На этой дороге уже до нашего прихода было произведено несколько диверсий на участке Себеж-Идрица, поэтому мы решили избрать другой участок — район станции Пустошка. Там нам удалось пустить под откос эшелон с танками и орудиями, который шел к фронту. Для этой операции было характерно то, что подходили мы к линии по чистому месту, системы охраны железной дороги не знали, связей среди местного населения не земли, намечали маршрут и место диверсии по карте. Когда вышли на полотно, чтобы минировать путь, нам показалось, что мал откос, и мы метров 100 шли по путям по направлению к Идрице, так как здесь был подъем, и откос все увеличивался. Мину поставили без происшествий, хорошо ее замаскировали и ушли с линии тем же маршрутом, а потом удалились от железной дороги вовсе. О результатах взрыва узнали позже от местных жителей. Наш расчет себя оправдал и в том, что немцы на этом участке не были бдительны (так как здесь еще не было диверсий) так и в выборе высокого откоса. Со слов местных жителей этот эшелон с техникой был исковеркан основательно. Нами было проведено еще несколько операций на этой дороге, но с меньшим ущербом для противника. Немцы были не в состоянии предотвратить минирование железной дороги, и они были вынуждены пропускать поезда только днем. Кроме ночных патрулей они стали утром обходить участки пути с целью обнаружения мин, используя для этой цели собак, и это давало определенные результаты. Через местное население нам было известно, что немцы то в одном, то в другом месте обнаруживают и снимают мины, заложенные партизанами, и днем пропускают поезда. Мы маскировали свои мины мастерски, но несмотря на это, и наша одна мина была снята. Тогда мы решили попробовать новый способ маскировки. Мы решили поставить мину на переезде. Это было рискованно по нескольким причинам.

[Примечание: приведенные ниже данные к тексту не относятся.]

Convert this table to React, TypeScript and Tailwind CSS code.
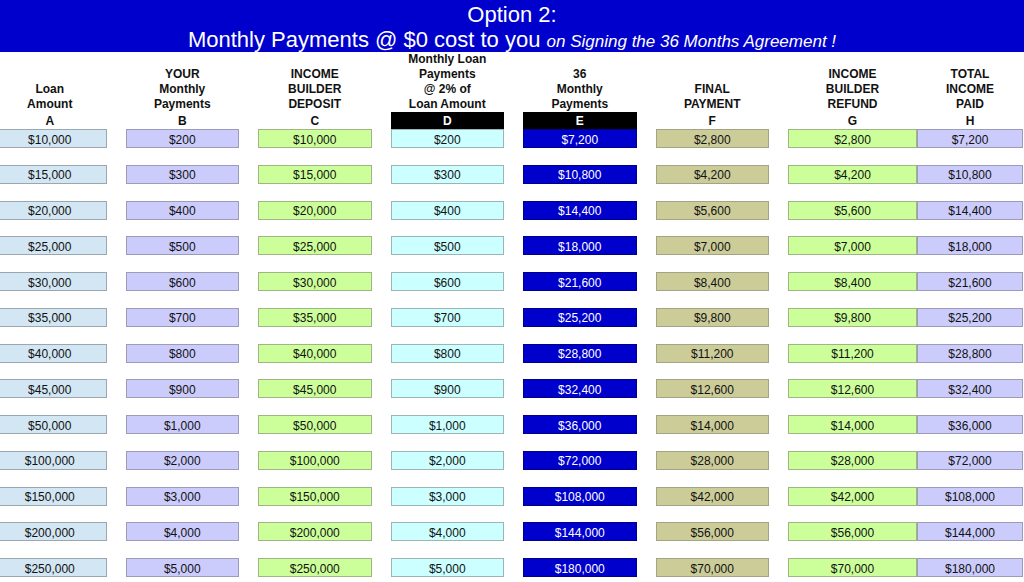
import React from "react";

type Col = {
  key: string;
  label: string[];
  bg: string;
  text: string;
  border: string;
  dark?: boolean;
};

const cols: Col[] = [
  { key: "A", label: ["Loan", "Amount"], bg: "bg-[#d3e6f3]", text: "text-[#111]", border: "border-[#9aa6b0]" },
  { key: "B", label: ["YOUR", "Monthly", "Payments"], bg: "bg-[#ccccfc]", text: "text-[#111]", border: "border-[#9c9cb8]" },
  { key: "C", label: ["INCOME", "BUILDER", "DEPOSIT"], bg: "bg-[#ccff99]", text: "text-[#111]", border: "border-[#9fb584]" },
  { key: "D", label: ["Monthly Loan", "Payments", "@ 2% of", "Loan Amount"], bg: "bg-[#ccffff]", text: "text-[#111]", border: "border-[#9cb4b4]", dark: true },
  { key: "E", label: ["36", "Monthly", "Payments"], bg: "bg-[#0000cc]", text: "text-white", border: "border-[#00008a]", dark: true },
  { key: "F", label: ["FINAL", "PAYMENT"], bg: "bg-[#cccc99]", text: "text-[#111]", border: "border-[#a3a386]" },
  { key: "G", label: ["INCOME", "BUILDER", "REFUND"], bg: "bg-[#ccff99]", text: "text-[#111]", border: "border-[#9fb584]" },
  { key: "H", label: ["TOTAL", "INCOME", "PAID"], bg: "bg-[#ccccfc]", text: "text-[#111]", border: "border-[#9c9cb8]" },
];

const loans = [10000, 15000, 20000, 25000, 30000, 35000, 40000, 45000, 50000, 100000, 150000, 200000, 250000];

const fmt = (n: number) => "$" + n.toLocaleString("en-US");

function rowValues(loan: number) {
  const monthly = loan * 0.02;
  const total = monthly * 36;
  const final = loan * 0.28;
  return [loan, monthly, loan, monthly, total, final, final, total];
}

// widths of each column; G and H touch each other
const widths = ["w-[113.5px]", "w-[113.5px]", "w-[113.5px]", "w-[113.5px]", "w-[113.5px]", "w-[113.5px]", "w-[129px]", "w-[106px]"];

function Row({ children }: { children: React.ReactNode[] }) {
  return (
    <div className="ml-[-7px] flex gap-[19px]">
      {children.slice(0, 6)}
      <div className="flex">{children.slice(6)}</div>
    </div>
  );
}

export default function App() {
  return (
    <div
      className="w-[1024px] h-[582px] overflow-hidden bg-white"
      style={{ fontFamily: '"Liberation Sans", Arial, sans-serif' }}
    >
      <header className="h-[52px] bg-[#0000cc] text-white flex flex-col items-center pt-[2px]">
        <div className="text-[22px] leading-[25px]">Option 2:</div>
        <div className="text-[22px] leading-[25px] whitespace-nowrap">
          Monthly Payments @ $0 cost to you{" "}
          <span className="italic text-[17px]">on Signing the 36 Months Agreement !</span>
        </div>
      </header>

      <Row>
        {cols.map((c, i) => (
          <div key={c.key} className={`${widths[i]} h-[60px] flex flex-col justify-end items-center text-[12px] leading-[15px] font-bold text-[#111]`}>
            {c.label.map((l) => (
              <div key={l} className="whitespace-nowrap">{l}</div>
            ))}
          </div>
        ))}
      </Row>

      <Row>
        {cols.map((c, i) => (
          <div
            key={c.key}
            className={`${widths[i]} h-[17px] flex items-center justify-center pt-[1px] text-[12px] font-bold ${
              c.dark ? "bg-black text-white" : "text-[#111]"
            }`}
          >
            {c.key}
          </div>
        ))}
      </Row>

      <div className="flex flex-col gap-[16.75px]">
        {loans.map((loan) => {
          const vals = rowValues(loan);
          return (
            <Row key={loan}>
              {cols.map((c, i) => (
                <div
                  key={c.key}
                  className={`${widths[i]} h-[19px] flex items-center justify-center pt-[2px] border ${c.bg} ${c.text} ${c.border} text-[12px]`}
                >
                  {fmt(vals[i])}
                </div>
              ))}
            </Row>
          );
        })}
      </div>
    </div>
  );
}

1) На переезде вероятнее охрана (засада).
2) Чтобы подойти к железной дороге, нужно было перейти шоссейную дорогу, которая шла метрах в 100 от железной дороги и по которой иногда ночью проходили немецкие части и машины и по которой нам могли отрезать пути отхода.
3) Напротив переезда сразу за шоссейной дорогой расположено вытянутое овалом вдоль шоссе озеро, и чтобы обогнуть его мы должны метров 300 идти почти по обочине шоссе.